Ho avuto una sola nonna, per giunta non affetta da nonnite: mi riferisco a quell’atteggiamento tenero e protettivo che i miei amici hanno nei confronti dei loro nipoti. Mia nonna non l’aveva, non ricordo una mezza giornata trascorsa in sua compagnia mentre i miei genitori erano impegnati in altre attività. Ricordo invece noiosissimi pomeriggi di domenica a casa sua, quando mia mamma mi portava a trovarla e io guardavo la tv oppure ascoltavo senza interesse i loro discorsi. Almeno fino a quando non fui abbastanza grande da poter decidere di incontrarmi con i miei amici.
Quindi, devo riconoscerlo, il mio rapporto con lei non era basato tanto sull’affetto quanto sul senso del dovere. E fu proprio per senso del dovere che quel giorno, ormai adulta, andai a trovarla al Molina, dove i suoi figli, nell’impossibilità di accudirla a causa delle sue condizioni di salute, l’avevano ricoverata.
Ero rientrata a Varese da Sirmione, dove mi trovavo con mia madre per le cure termali e mi sembrò giusto andare a vedere come stava. La trovai sul letto. Sopra la camicia da notte indossava una vestaglia e sul risvolto del colletto aveva appuntato una spilla: era una spilla di bigiotteria, che le avevo già visto in passato e che trovavo orrenda. Fu quella la prima volta che provai affetto sincero per lei e una infinita tenerezza che me la fece vedere non come la nonna distante che conoscevo, ma come una persona fragile e tuttavia attenta a mantenere una sua dignità. Quella spilla, così incongrua su una vestaglia indossata in un ambiente di vecchi, esprimeva, pur nella sua bruttezza, una civetteria e un desiderio di apparire curata e “visibile” che mi commosse.

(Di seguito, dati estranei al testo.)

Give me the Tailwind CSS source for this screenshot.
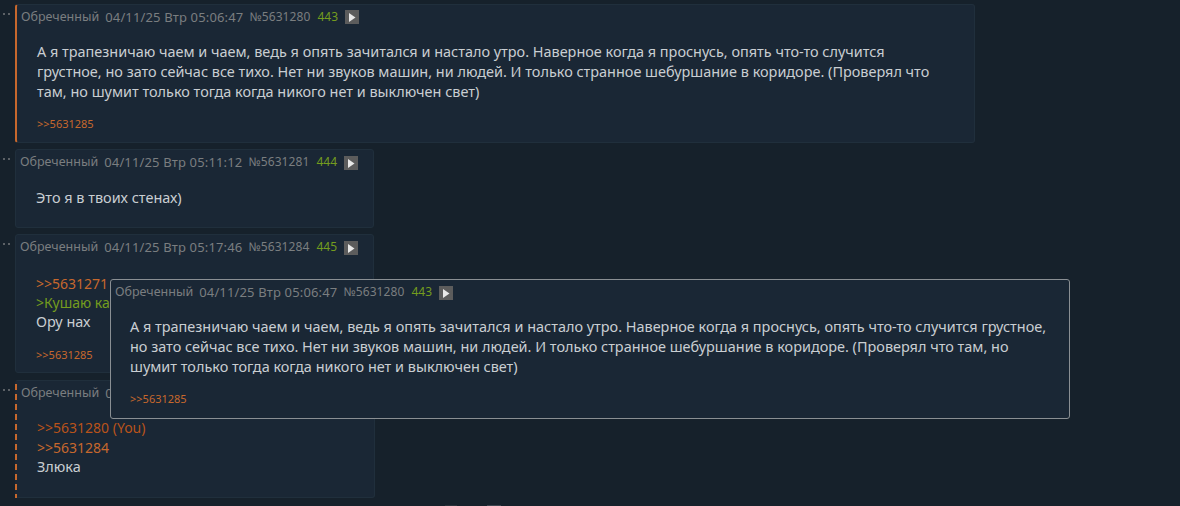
<!DOCTYPE html>
<html lang="ru">
<head>
  <meta charset="UTF-8">
  <title>Тред</title>
  <script src="https://cdn.jsdelivr.net/npm/@tailwindcss/browser@4"></script>
</head>
<body class="bg-[#16212b] font-['Noto_Sans',sans-serif] text-[14px] leading-[20px] text-[#c9ced2] overflow-hidden">
<div class="relative h-[506px] overflow-hidden pl-[15px] pt-[4px]">

  <!-- highlighted post -->
  <div class="relative w-[960px] h-[139px] rounded-[3px] border border-[#202f3c] border-l-2 border-l-[#c7682d] bg-[#1a2735] pl-[4px]">
    <div class="absolute left-[-14px] top-[8px] flex gap-[3px]"><span class="w-[2px] h-[2px] bg-[#5c6166]"></span><span class="w-[2px] h-[2px] bg-[#5c6166]"></span></div>
    <div class="flex items-center h-[24px] text-[#7a7e80] whitespace-nowrap">
      <span class="text-[12.5px]">Обреченный</span><span class="ml-[6px] text-[13px] tracking-[0.15px]">04/11/25 Втр 05:06:47</span><span class="ml-[6px] text-[12px] tracking-[0.1px]">№5631280</span><span class="ml-[7px] text-[12px] text-[#749c1e]">443</span>
      <span class="ml-[7px] w-[14px] h-[14px] bg-[#5c5c5c] flex items-center justify-center"><svg width="8" height="9" viewBox="0 0 8 9"><path d="M1 0l6.5 4.5L1 9z" fill="#e8e8e8"/></svg></span>
    </div>
    <div class="pl-[16px] pt-[13px] whitespace-nowrap text-[14.45px]">А я трапезничаю чаем и чаем, ведь я опять зачитался и настало утро. Наверное когда я проснусь, опять что-то случится<br>грустное, но зато сейчас все тихо. Нет ни звуков машин, ни людей. И только странное шебуршание в коридоре. (Проверял что<br>там, но шумит только тогда когда никого нет и выключен свет)</div>
    <div class="pl-[16px] pt-[12px] text-[11px] text-[#c7682d]">&gt;&gt;5631285</div>
  </div>

  <div class="relative mt-[6px] w-[359px] h-[79px] rounded-[3px] border border-[#202f3c] bg-[#1a2735] pl-[4px]">
    <div class="absolute left-[-13px] top-[8px] flex gap-[3px]"><span class="w-[2px] h-[2px] bg-[#5c6166]"></span><span class="w-[2px] h-[2px] bg-[#5c6166]"></span></div>
    <div class="flex items-center h-[24px] text-[#7a7e80] whitespace-nowrap">
      <span class="text-[12.5px]">Обреченный</span><span class="ml-[6px] text-[13px] tracking-[0.15px]">04/11/25 Втр 05:11:12</span><span class="ml-[6px] text-[12px] tracking-[0.1px]">№5631281</span><span class="ml-[7px] text-[12px] text-[#749c1e]">444</span>
      <span class="ml-[7px] mt-[2px] w-[14px] h-[14px] bg-[#5c5c5c] flex items-center justify-center"><svg width="8" height="9" viewBox="0 0 8 9"><path d="M1 0l6.5 4.5L1 9z" fill="#e8e8e8"/></svg></span>
    </div>
    <div class="pl-[16px] pt-[14px] text-[14.45px]">Это я в твоих стенах)</div>
  </div>

  <div class="relative mt-[6px] w-[359px] h-[139px] rounded-[3px] border border-[#202f3c] bg-[#1a2735] pl-[4px]">
    <div class="absolute left-[-13px] top-[8px] flex gap-[3px]"><span class="w-[2px] h-[2px] bg-[#5c6166]"></span><span class="w-[2px] h-[2px] bg-[#5c6166]"></span></div>
    <div class="flex items-center h-[24px] text-[#7a7e80] whitespace-nowrap">
      <span class="text-[12.5px]">Обреченный</span><span class="ml-[6px] text-[13px] tracking-[0.15px]">04/11/25 Втр 05:17:46</span><span class="ml-[6px] text-[12px] tracking-[0.1px]">№5631284</span><span class="ml-[7px] text-[12px] text-[#749c1e]">445</span>
      <span class="ml-[7px] mt-[2px] w-[14px] h-[14px] bg-[#5c5c5c] flex items-center justify-center"><svg width="8" height="9" viewBox="0 0 8 9"><path d="M1 0l6.5 4.5L1 9z" fill="#e8e8e8"/></svg></span>
    </div>
    <div class="pl-[16px] pt-[15px]">
      <div class="text-[#c7682d]">&gt;&gt;5631271</div>
      <div class="-mt-[1px] text-[#749c1e]">&gt;Кушаю как</div>
      <div class="-mt-[1px] text-[14.45px]">Ору нах</div>
    </div>
    <div class="pl-[16px] pt-[13px] text-[11px] text-[#c7682d]">&gt;&gt;5631285</div>
  </div>

  <div class="relative mt-[7px] w-[360px] h-[118px] rounded-[3px] border border-[#202f3c] border-l-2 border-l-transparent bg-[#1a2735] pl-[4px]">
    <div class="absolute left-[-2px] top-[-1px] bottom-[-1px] w-[2px] bg-[repeating-linear-gradient(to_bottom,transparent_0,transparent_4px,#c7682d_4px,#c7682d_10px)]"></div>
    <div class="absolute left-[-14px] top-[8px] flex gap-[3px]"><span class="w-[2px] h-[2px] bg-[#5c6166]"></span><span class="w-[2px] h-[2px] bg-[#5c6166]"></span></div>
    <div class="flex items-center h-[24px] text-[#7a7e80] whitespace-nowrap">
      <span class="text-[12.5px]">Обреченный</span><span class="ml-[6px] text-[13px]">0</span>
    </div>
    <div class="pl-[16px] pt-[13px]">
      <div class="text-[#b9531a]">&gt;&gt;5631280 (You)</div>
      <div class="text-[#c7682d]">&gt;&gt;5631284</div>
      <div class="-mt-[1px] text-[14.45px]">Злюка</div>
    </div>
  </div>

  <!-- hover preview -->
  <div class="absolute left-[110px] top-[279px] w-[960px] h-[140px] rounded-[3px] border border-[#8a8f93] bg-[#1a2735] pl-[4px]">
    <div class="flex items-center h-[24px] text-[#7a7e80] whitespace-nowrap">
      <span class="text-[12.5px]">Обреченный</span><span class="ml-[6px] text-[13px] tracking-[0.15px]">04/11/25 Втр 05:06:47</span><span class="ml-[6px] text-[12px] tracking-[0.1px]">№5631280</span><span class="ml-[7px] text-[12px] text-[#749c1e]">443</span>
      <span class="ml-[7px] mt-[2px] w-[14px] h-[14px] bg-[#5c5c5c] flex items-center justify-center"><svg width="8" height="9" viewBox="0 0 8 9"><path d="M1 0l6.5 4.5L1 9z" fill="#e8e8e8"/></svg></span>
    </div>
    <div class="pl-[15px] pt-[13px] whitespace-nowrap text-[14.45px]">А я трапезничаю чаем и чаем, ведь я опять зачитался и настало утро. Наверное когда я проснусь, опять что-то случится грустное,<br>но зато сейчас все тихо. Нет ни звуков машин, ни людей. И только странное шебуршание в коридоре. (Проверял что там, но<br>шумит только тогда когда никого нет и выключен свет)</div>
    <div class="pl-[15px] pt-[12px] text-[11px] text-[#c7682d]">&gt;&gt;5631285</div>
  </div>

  <!-- bottom nav buttons, clipped by the window edge -->
  <div class="absolute left-[445px] bottom-0 w-[12px] h-[1px] bg-[#2a333b]"></div>
  <div class="absolute left-[487px] bottom-0 w-[14px] h-[1px] bg-[#3d4650]"></div>
</div>
</body>
</html>
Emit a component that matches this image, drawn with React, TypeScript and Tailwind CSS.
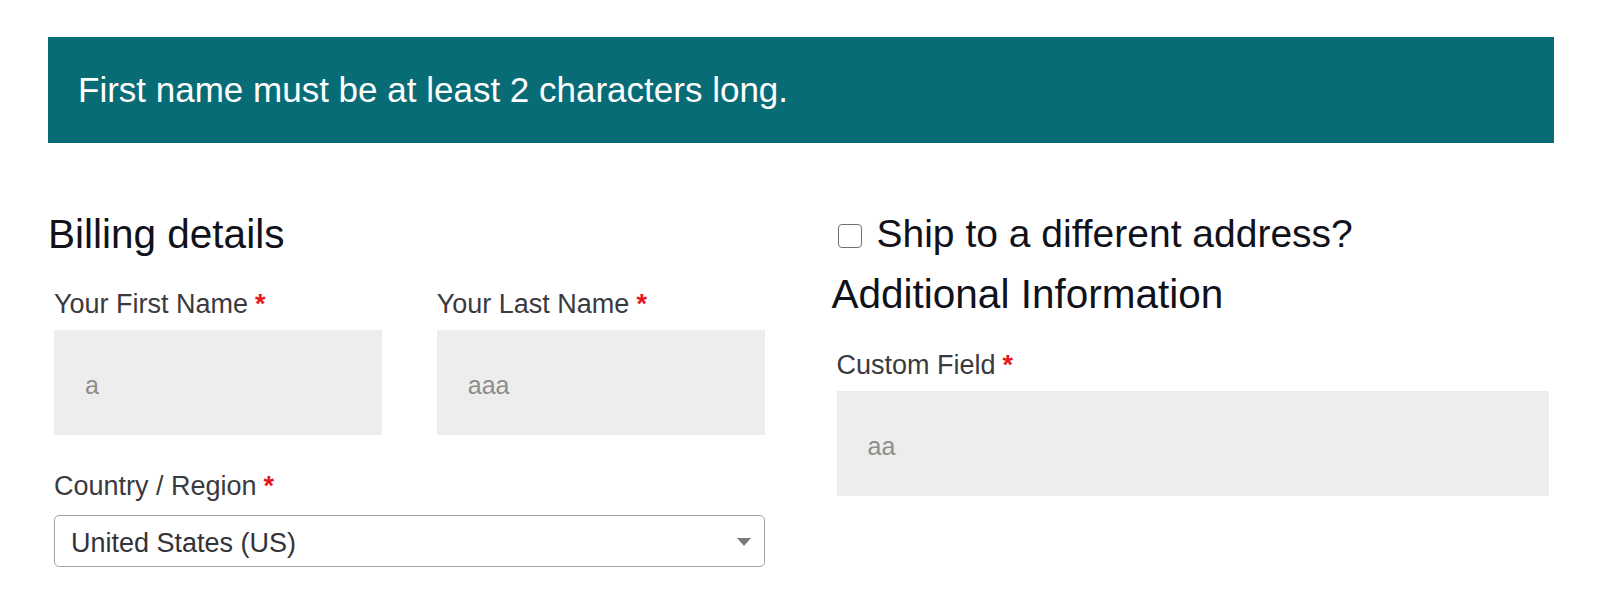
import { useState } from "react";

type FieldProps = {
  label: string;
  value: string;
  className?: string;
};

function Required() {
  return <span className="ml-[7px] font-bold text-[#e8141b]">*</span>;
}

function TextField({ label, value, className = "" }: FieldProps) {
  const [text, setText] = useState(value);
  return (
    <div className={className}>
      <label className="block text-[27px] leading-[32px] text-[#3a3a3f]">
        {label}
        <Required />
      </label>
      <input
        value={text}
        onChange={(e) => setText(e.target.value)}
        className="mt-[10px] block h-[105px] w-full bg-[#ededed] px-[31px] pt-[6px] text-[25px] text-[#8d8d8d] outline-none"
      />
    </div>
  );
}

export default function App() {
  const [shipElsewhere, setShipElsewhere] = useState(false);

  return (
    <div className="min-h-[598px] bg-white pt-[37px] font-['Liberation_Sans',Arial,sans-serif]">
      <div className="ml-[48px] w-[1506px]">
        {/* validation notice */}
        <div className="flex h-[106px] items-center bg-[#076c75] px-[30px]">
          <p className="text-[35px] text-white">First name must be at least 2 characters long.</p>
        </div>

        <div className="mt-[67px] grid grid-cols-2 gap-x-[61px]">
          {/* billing */}
          <div>
            <h3 className="text-[40.5px] leading-[48px] text-[#111119]">Billing details</h3>
            <div className="mt-[30px] grid grid-cols-2 gap-x-[55px] px-[6px]">
              <TextField label="Your First Name" value="a" />
              <TextField label="Your Last Name" value="aaa" />
            </div>
            <div className="mt-[35px] px-[6px]">
              <label className="block text-[27px] leading-[32px] text-[#3a3a3f]">
                Country / Region
                <Required />
              </label>
              <div className="relative mt-[13px]">
                <select
                  defaultValue="US"
                  className="block h-[52px] w-full appearance-none rounded-[5px] border-[1.5px] border-[#a3a3a3] bg-white pl-[16px] pt-[4px] text-[27px] text-[#333338] outline-none"
                >
                  <option value="US">United States (US)</option>
                  <option value="CA">Canada</option>
                  <option value="GB">United Kingdom (UK)</option>
                </select>
                <svg
                  className="pointer-events-none absolute right-[14px] top-[23px]"
                  width="14"
                  height="8"
                  viewBox="0 0 14 8"
                >
                  <path d="M0 0 L14 0 L7 8 Z" fill="#7b7b7b" />
                </svg>
              </div>
            </div>
          </div>

          {/* shipping + extras */}
          <div>
            <label className="flex items-center gap-[15px] pl-[6px] text-[39px] leading-[48px] text-[#111119]">
              <input
                type="checkbox"
                checked={shipElsewhere}
                onChange={(e) => setShipElsewhere(e.target.checked)}
                className="mt-[4px] h-[24px] w-[24px] shrink-0 appearance-none rounded-[4px] border-[1.5px] border-[#707070] bg-white"
              />
              Ship to a different address?
            </label>
            <h3 className="mt-[12px] text-[40.5px] leading-[48px] text-[#111119]">Additional Information</h3>
            <div className="mt-[31px] px-[5px]">
              <TextField label="Custom Field" value="aa" />
            </div>
          </div>
        </div>
      </div>
    </div>
  );
}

Ora che anch’io ho quasi l’età che aveva lei allora, mi rendo conto – proprio l’altro giorno ne parlavo con un’amica – che i vecchi sono invisibili. Stranamente, in una società come quella italiana, in cui gli ultrasettantenni sono 7 milioni e gli ultra sessantacinquenni 12 milioni, tutto ruota attorno al mito della giovinezza: devi essere bello, senza rughe, attivo e soprattutto produttivo se vuoi essere tenuto in considerazione. Quando i segni della gioventù si attenuano, tu progressivamente sparisci agli occhi del mondo: troppo lento, troppo ingombrante, troppo inadatto alla velocità dei tempi. Diventi trasparente. Per la strada ti urtano, concentrati sul telefonino; nei negozi ti superano: devono lavorare; se parli non ti ascoltano: non hai niente di interessante da comunicare.
A dire il vero, essere invisibili ha i suoi vantaggi: ti consente di non preoccuparti del giudizio degli altri, sia di quello che possono esprimere sul tuo aspetto fisico, sia di ciò che potrebbero pensare delle tue opinioni. Per breve tempo, però. A lungo andare ti accorgi che senza il rapporto coi tuoi simili non hai vita.
Allora anche una spilla appuntata su una vestaglia ha una voce: eccomi, ci sono anch’ io, sono ancora qui, vorrei che qualcuno mi vedesse, che capisse che sono ancora viva, che non mi seppellisse prima del tempo nell’indifferenza. Ho ancora cose da dire, esperienze da raccontare, consigli per chi li volesse ascoltare. Non sono trasparente.
Devo averla ancora, quella spilla, nascosta da qualche parte in un cassetto. Non la indosserei mai, ma non ho il coraggio di disfarmene.